» **Data extract**:
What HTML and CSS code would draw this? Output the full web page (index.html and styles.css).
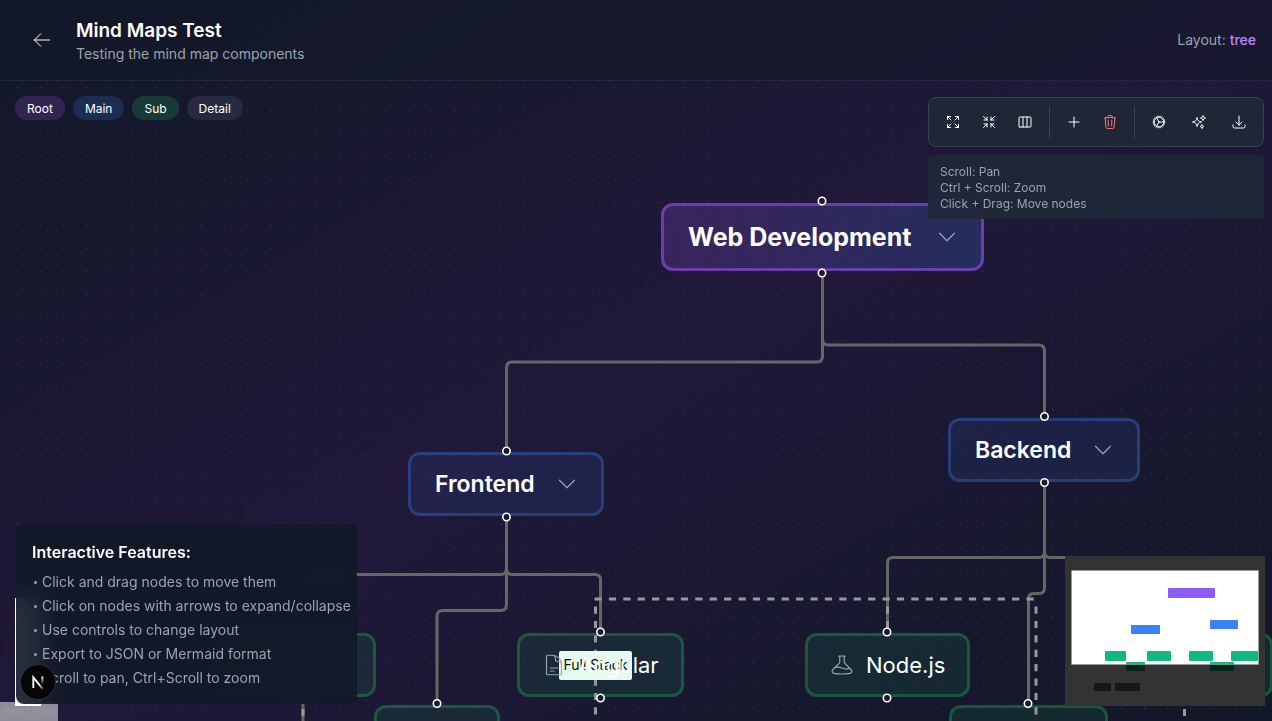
FILE: index.html
```html
<!DOCTYPE html>
<html lang="en">
<head>
<meta charset="utf-8">
<title>Mind Maps Test</title>
<link rel="stylesheet" href="styles.css">
</head>
<body>
<svg class="sprite" aria-hidden="true">
  <symbol id="chevron" viewBox="0 0 24 24"><path d="m19.5 8.25-7.5 7.5-7.5-7.5"/></symbol>
</svg>
<div class="page">
  <header class="header">
    <button class="back" type="button" aria-label="Back">
      <svg class="icon icon-md" viewBox="0 0 24 24"><path d="M10.5 19.5 3 12m0 0 7.5-7.5M3 12h18"/></svg>
    </button>
    <div class="heading">
      <h1>Mind Maps Test</h1>
      <p>Testing the mind map components</p>
    </div>
    <p class="layout-label">Layout: <span>tree</span></p>
  </header>

  <main class="canvas">
    <svg class="edges" aria-hidden="true">
      <defs>
        <pattern id="dots" x="6" y="-5" width="23" height="23" patternUnits="userSpaceOnUse"><circle cx="11.5" cy="11.5" r="0.8"/></pattern>
      </defs>
      <rect class="dots" width="100%" height="100%" fill="url(#dots)"/>
      <g class="edge">
        <path d="M822.5 192V275Q822.5 281 817 281H512Q506.500 281 506.500 287V370"/>
        <path d="M822.5 192V258Q822.5 264 828 264H1039Q1044.500 264 1044.500 270V336"/>
        <path d="M506.500 436V487Q506.500 493.500 501 493.500H300"/>
        <path d="M506.500 436V487Q506.500 493.500 512 493.500H595Q600.500 493.500 600.500 499V551"/>
        <path d="M506.500 436V523Q506.500 529.500 501 529.500H443Q437 529.500 437 535V622"/>
        <path d="M1044.500 402V470Q1044.500 476.500 1039 476.500H893Q887.500 476.500 887.500 482V551"/>
        <path d="M1044.500 402V470Q1044.500 476.500 1050 476.500H1178"/>
        <path d="M1044.500 402V507Q1044.500 512.500 1039 512.500H1034Q1028.500 512.500 1028.500 518V622"/>
        <path d="M303 617V640"/>
      </g>
      <g class="edge dashed">
        <path d="M595.500 525.500V640"/>
        <path d="M594.500 518H1037"/>
        <path d="M1036 525.500V640"/>
        <path d="M887.500 525.500V551"/>
        <path d="M303 628V640"/>
        <path d="M1184.500 628V635"/>
      </g>
    </svg>
    <span class="edge-label">Full Stack</span>

    <div class="node root"><span>Web Development</span><svg class="icon icon-node"><use href="#chevron"/></svg></div>
    <div class="node main frontend"><span>Frontend</span><svg class="icon icon-node"><use href="#chevron"/></svg></div>
    <div class="node main backend"><span>Backend</span><svg class="icon icon-node"><use href="#chevron"/></svg></div>
    <div class="node sub react"></div>
    <div class="node sub angular">
      <svg class="icon icon-node" viewBox="0 0 24 24"><path d="M19.5 14.25v-2.625a3.375 3.375 0 0 0-3.375-3.375h-1.5A1.125 1.125 0 0 1 13.5 7.125v-1.5a3.375 3.375 0 0 0-3.375-3.375H8.25m0 12.75h7.5m-7.5 3H12M10.5 2.25H5.625c-.621 0-1.125.504-1.125 1.125v17.25c0 .621.504 1.125 1.125 1.125h12.750c.621 0 1.125-.504 1.125-1.125V11.250a9 9 0 0 0-9-9Z"/></svg>
      <span>Angular</span>
    </div>
    <div class="node sub nodejs">
      <svg class="icon icon-node" viewBox="0 0 24 24"><path d="M9.750 3.104v5.714a2.250 2.250 0 0 1-.659 1.591L5 14.500M9.750 3.104c-.251.023-.501.050-.750.082m.750-.082a24.301 24.301 0 0 1 4.500 0m0 0v5.714c0 .597.237 1.170.659 1.591L19.800 15.300M14.250 3.104c.251.023.501.050.750.082M19.800 15.300l-1.570.393A9.065 9.065 0 0 1 12 15a9.065 9.065 0 0 0-6.230-.693L5 14.500m14.800.8 1.402 1.402c1.232 1.232.650 3.318-1.067 3.611A48.309 48.309 0 0 1 12 21c-2.773 0-5.491-.235-8.135-.687-1.718-.293-2.300-2.379-1.067-3.610L5 14.500"/></svg>
      <span>Node.js</span>
    </div>
    <div class="node sub database"></div>
    <div class="node sub vue"></div>
    <div class="node sub python"></div>

    <svg class="edges" aria-hidden="true">
      <g class="handle">
        <circle cx="822" cy="120" r="3.700"/><circle cx="822" cy="192" r="3.700"/>
        <circle cx="506.500" cy="370" r="3.700"/><circle cx="506.500" cy="436" r="3.700"/>
        <circle cx="1044.500" cy="335.500" r="3.700"/><circle cx="1044.500" cy="401.500" r="3.700"/>
        <circle cx="600.500" cy="551" r="3.700"/><circle cx="600.500" cy="617" r="3.700"/>
        <circle cx="887" cy="551" r="3.700"/><circle cx="887" cy="617" r="3.700"/>
        <circle cx="437" cy="622.500" r="3.700"/><circle cx="1028" cy="622.500" r="3.700"/>
      </g>
    </svg>

    <div class="legend">
      <span class="chip chip-root">Root</span>
      <span class="chip chip-main">Main</span>
      <span class="chip chip-sub">Sub</span>
      <span class="chip chip-detail">Detail</span>
    </div>

    <aside class="tools">
      <div class="toolbar">
        <button type="button" aria-label="Expand all"><svg class="icon icon-sm" viewBox="0 0 24 24"><path d="M3.750 3.750v4.500m0-4.500h4.500m-4.500 0L9 9M3.750 20.250v-4.500m0 4.500h4.500m-4.500 0L9 15M20.250 3.750h-4.500m4.500 0v4.500m0-4.500L15 9m5.250 11.250h-4.500m4.500 0v-4.500m0 4.500L15 15"/></svg></button>
        <button type="button" aria-label="Collapse all"><svg class="icon icon-sm" viewBox="0 0 24 24"><path d="M9 9V4.500M9 9H4.500M9 9 3.750 3.750M9 15v4.500M9 15H4.500M9 15l-5.250 5.250M15 9h4.500M15 9V4.500M15 9l5.250-5.250M15 15h4.500M15 15v4.500m0-4.500 5.250 5.250"/></svg></button>
        <button type="button" aria-label="Change layout"><svg class="icon icon-sm" viewBox="0 0 24 24"><path d="M9 4.500v15m6-15v15m-10.875 0h15.750c.621 0 1.125-.504 1.125-1.125V5.625c0-.621-.504-1.125-1.125-1.125H4.125C3.504 4.500 3 5.004 3 5.625v12.750c0 .621.504 1.125 1.125 1.125Z"/></svg></button>
        <span class="divider"></span>
        <button type="button" aria-label="Add node"><svg class="icon icon-sm" viewBox="0 0 24 24"><path d="M12 4.500v15m7.500-7.500h-15"/></svg></button>
        <button class="danger" type="button" aria-label="Delete node"><svg class="icon icon-sm" viewBox="0 0 24 24"><path d="m14.740 9-.346 9m-4.788 0L9.260 9m9.968-3.210c.342.052.682.107 1.022.166m-1.022-.165L18.160 19.673a2.250 2.250 0 0 1-2.244 2.077H8.084a2.250 2.250 0 0 1-2.244-2.077L4.772 5.790m14.456 0a48.108 48.108 0 0 0-3.478-.397m-12 .562c.340-.059.680-.114 1.022-.165m0 0a48.110 48.110 0 0 1 3.478-.397m7.500 0v-.916c0-1.180-.910-2.164-2.090-2.201a51.964 51.964 0 0 0-3.320 0c-1.180.037-2.090 1.022-2.090 2.201v.916m7.500 0a48.667 48.667 0 0 0-7.500 0"/></svg></button>
        <span class="divider"></span>
        <div class="group">
          <button type="button" aria-label="Settings"><svg class="icon icon-sm" viewBox="0 0 24 24"><path d="M4.500 12a7.500 7.500 0 0 0 15 0m-15 0a7.500 7.500 0 1 1 15 0m-15 0H3m16.500 0H21m-1.500 0H12m-8.457 3.077 1.410-.513m14.095-5.130 1.410-.513M5.106 17.785l1.150-.964m11.490-9.642 1.149-.964M7.501 19.795l.750-1.300m7.500-12.990.750-1.300m-6.063 16.658.260-1.477m2.605-14.772.260-1.477m0 17.726-.260-1.477M10.698 4.614l-.260-1.477M16.500 19.794l-.750-1.299M7.500 4.205 12 12m6.894 5.785-1.149-.964M6.256 7.178l-1.150-.964m15.352 8.864-1.410-.513M4.954 9.435l-1.410-.514M12.002 12l-3.750 6.495"/></svg></button>
          <button type="button" aria-label="Theme"><svg class="icon icon-sm" viewBox="0 0 24 24"><path d="M9.813 15.904 9 18.750l-.813-2.846a4.500 4.500 0 0 0-3.090-3.090L2.250 12l2.846-.813a4.500 4.500 0 0 0 3.090-3.090L9 5.250l.813 2.846a4.500 4.500 0 0 0 3.090 3.090L15.750 12l-2.846.813a4.500 4.500 0 0 0-3.090 3.090ZM18.259 8.715 18 9.750l-.259-1.035a3.375 3.375 0 0 0-2.455-2.456L14.250 6l1.036-.259a3.375 3.375 0 0 0 2.455-2.456L18 2.250l.259 1.035a3.375 3.375 0 0 0 2.456 2.456L21.750 6l-1.035.259a3.375 3.375 0 0 0-2.456 2.456ZM16.894 20.567 16.500 21.750l-.394-1.183a2.250 2.250 0 0 0-1.423-1.423L13.500 18.750l1.183-.394a2.250 2.250 0 0 0 1.423-1.423l.394-1.183.394 1.183a2.250 2.250 0 0 0 1.423 1.423l1.183.394-1.183.394a2.250 2.250 0 0 0-1.423 1.423Z"/></svg></button>
          <button type="button" aria-label="Export"><svg class="icon icon-sm" viewBox="0 0 24 24"><path d="M3 16.500v2.250A2.250 2.250 0 0 0 5.250 21h13.500A2.250 2.250 0 0 0 21 18.750V16.500M16.500 12 12 16.500m0 0L7.500 12m4.500 4.500V3"/></svg></button>
        </div>
      </div>
      <div class="hints">
        <p>Scroll: Pan</p>
        <p>Ctrl + Scroll: Zoom</p>
        <p>Click + Drag: Move nodes</p>
      </div>
    </aside>

    <div class="controls"></div>
    <a class="attribution" href="#">React Flow</a>

    <section class="features">
      <h2>Interactive Features:</h2>
      <ul>
        <li>Click and drag nodes to move them</li>
        <li>Click on nodes with arrows to expand/collapse</li>
        <li>Use controls to change layout</li>
        <li>Export to JSON or Mermaid format</li>
        <li>Scroll to pan, Ctrl+Scroll to zoom</li>
      </ul>
    </section>

    <svg class="minimap" viewBox="0 0 200 150" role="img" aria-label="Mini map">
      <rect width="200" height="150" fill="#fff"/>
      <g fill="#8b5cf6"><rect x="103" y="32" width="47" height="10" rx="1"/></g>
      <g fill="#3b82f6"><rect x="66" y="69" width="29" height="9" rx="1"/><rect x="145" y="64" width="28" height="9" rx="1"/></g>
      <g fill="#10b981"><rect x="40" y="95" width="21" height="10" rx="1"/><rect x="82" y="95" width="24" height="10" rx="1"/><rect x="124" y="95" width="24" height="10" rx="1"/><rect x="166" y="95" width="27" height="10" rx="1"/><rect x="61" y="106" width="19" height="9" rx="1"/><rect x="145" y="106" width="24" height="9" rx="1"/></g>
      <g fill="#6b7280"><rect x="29" y="127" width="17" height="8" rx="1"/><rect x="50" y="127" width="25" height="8" rx="1"/></g>
      <path fill="#000" fill-opacity=".8" fill-rule="evenodd" d="M0 0H200V150H0ZM6.500 14.500V108.500H193.500V14.500Z"/>
      <path fill="none" stroke="#999" d="M6.500 14.500H193.500V108.500H6.500Z" stroke-opacity=".7"/>
    </svg>

    <button class="dev-badge" type="button" aria-label="Developer tools">
      <svg viewBox="0 0 40 40">
        <defs>
          <linearGradient id="n-a" x1="0" y1="0" x2="1" y2="1"><stop offset=".6" stop-color="#fff"/><stop offset="1" stop-color="#fff" stop-opacity=".3"/></linearGradient>
          <linearGradient id="n-b" x1="0" y1="0" x2="0" y2="1"><stop offset="0" stop-color="#fff"/><stop offset="1" stop-color="#fff" stop-opacity="0"/></linearGradient>
        </defs>
        <path d="M14.500 27V14.500L25.500 28" fill="none" stroke="url(#n-a)" stroke-width="2.200"/>
        <rect x="24" y="13.500" width="2.200" height="10" fill="url(#n-b)"/>
      </svg>
    </button>
  </main>
</div>
</body>
</html>
```

FILE: styles.css
```css
* { box-sizing: border-box; }
body, h1, h2, p, ul { margin: 0; padding: 0; }
body {
  font-family: Inter, "Liberation Sans", sans-serif;
  font-size: 14px;
  line-height: 20px;
  color: #fff;
  background: #111827;
}
button { border: 0; background: none; color: inherit; font: inherit; }
.sprite { position: absolute; width: 0; height: 0; }
.page {
  display: flex;
  flex-direction: column;
  height: 100vh;
  overflow: hidden;
  background: linear-gradient(to bottom right, #111827, #201839 50%, #111827);
}

.icon {
  flex: none;
  fill: none;
  stroke: currentColor;
  stroke-width: 1.5;
  stroke-linecap: round;
  stroke-linejoin: round;
}
.icon-sm { width: 16px; height: 16px; }
.icon-md { width: 20px; height: 20px; stroke-width: 1.2; }
.icon-node { width: 24px; height: 24px; stroke-width: 1.2; color: #9ca3af; }

.header {
  display: flex;
  align-items: center;
  gap: 8px;
  flex: none;
  padding: 16px;
  min-height: 81px;
  background: rgba(17, 24, 39, .5);
  border-bottom: 1px solid #1f2937;
}
.back { display: flex; padding: 8px 16px; }
.heading { flex: 1; padding-top: 2px; }
.heading h1 { font-size: 19px; line-height: 26px; font-weight: 600; }
.heading p, .layout-label { color: #9ca3af; }
.layout-label span { color: #c084fc; font-weight: 500; }

.canvas { position: relative; flex: 1; overflow: hidden; }
.edges { position: absolute; inset: 0; width: 100%; height: 100%; }
#dots circle { fill: #34323a; }
.edge { fill: none; stroke: #666; stroke-width: 3; }
.dashed { stroke: #999; stroke-dasharray: 7.2 7.2; }
.handle { fill: #1a192b; stroke: #fff; stroke-width: 1.6; }

.edge-label {
  position: absolute;
  left: 559px;
  top: 570px;
  width: 73px;
  height: 29px;
  border-radius: 2px;
  background: #fff;
  color: #000;
  line-height: 28px;
  text-align: center;
}
.node {
  position: absolute;
  display: flex;
  align-items: center;
  justify-content: space-between;
  height: 64px;
  padding: 0 22px 0 24px;
  border: 3px solid;
  border-radius: 12px;
  font-size: 23px;
  line-height: 32px;
}
.root {
  left: 661px; top: 122px; width: 323px; height: 68px;
  font-size: 25px;
  font-weight: 700;
  background: linear-gradient(to right, rgba(168, 85, 247, .2), rgba(59, 130, 246, .2)) border-box;
  border-color: rgba(168, 85, 247, .5);
}
.main { font-weight: 600; background: rgba(59, 130, 246, .1); border-color: rgba(59, 130, 246, .3); }
.sub { justify-content: flex-start; gap: 12px; padding: 0 22px; font-size: 22px; background: rgba(34, 197, 94, .1); border-color: rgba(34, 197, 94, .3); }
.frontend { left: 408px; top: 371px; width: 196px; }
.backend { left: 948px; top: 337px; width: 192px; }
.react { left: 220px; top: 552px; width: 156px; }
.angular { left: 517px; top: 552px; width: 167px; }
.nodejs { left: 805px; top: 552px; width: 165px; }
.database { left: 1092px; top: 552px; width: 181px; }
.vue { left: 374px; top: 624px; width: 126px; }
.python { left: 949px; top: 624px; width: 159px; }

.legend { position: absolute; left: 15px; top: 15px; display: flex; gap: 8px; }
.chip { padding: 5px 12px 3px; border-radius: 12px; font-size: 12px; line-height: 16px; }
.chip-root { background: rgba(168, 85, 247, .2); }
.chip-main { background: rgba(59, 130, 246, .2); }
.chip-sub { background: rgba(34, 197, 94, .2); }
.chip-detail { background: rgba(107, 114, 128, .2); }

.tools { position: absolute; right: 8px; top: 16px; display: flex; flex-direction: column; gap: 8px; }
.toolbar {
  display: flex;
  align-items: center;
  gap: 4px;
  padding: 8px;
  background: rgba(31, 41, 55, .9);
  border: 1px solid #374151;
  border-radius: 8px;
}
.toolbar button { display: flex; padding: 8px; color: #fff; }
.toolbar .danger { color: #f87171; }
.divider { width: 1px; height: 32px; margin: 0 4px; background: #374151; }
.group { display: flex; gap: 8px; }
.hints {
  padding: 9px 12px 7px;
  border-radius: 4px;
  background: rgba(31, 41, 55, .9);
  backdrop-filter: blur(12px);
  color: #9ca3af;
  font-size: 12px;
  line-height: 16px;
}

.controls { position: absolute; left: 15px; bottom: 15px; width: 26px; height: 108px; background: #fefefe; }
.attribution {
  position: absolute;
  left: 0;
  bottom: 0;
  padding: 2px 3px;
  background: rgba(255, 255, 255, .5);
  color: #999;
  font-size: 10px;
  line-height: 15px;
  text-decoration: none;
}
.features {
  position: absolute;
  left: 16px;
  bottom: 17px;
  padding: 16px 6px 16px 16px;
  border-radius: 8px;
  background: rgba(17, 24, 39, .9);
  backdrop-filter: blur(12px);
}
.features h2 { margin-bottom: 8px; font-size: 16px; line-height: 24px; font-weight: 600; }
.features ul { display: flex; flex-direction: column; gap: 4px; list-style: none; color: #9ca3af; }
.features li { display: flex; align-items: center; gap: 5px; padding-left: 2px; }
.features li::before { content: ""; width: 3px; height: 3px; border-radius: 50%; background: currentColor; }

.minimap { position: absolute; right: 7px; bottom: 15px; width: 200px; height: 150px; }
.dev-badge {
  position: absolute;
  left: 20px;
  bottom: 21px;
  width: 36px;
  height: 36px;
  padding: 0;
  border: 1px solid #333;
  border-radius: 50%;
  background: #060608;
}
.dev-badge svg { display: block; width: 100%; height: 100%; }
```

» **Exercise details**:
Find the lines containing "page" and list every one of them.

» **Exercise result**:
What HTML and CSS code would draw this? Output the full web page (index.html and styles.css).
<div class="page">
.page {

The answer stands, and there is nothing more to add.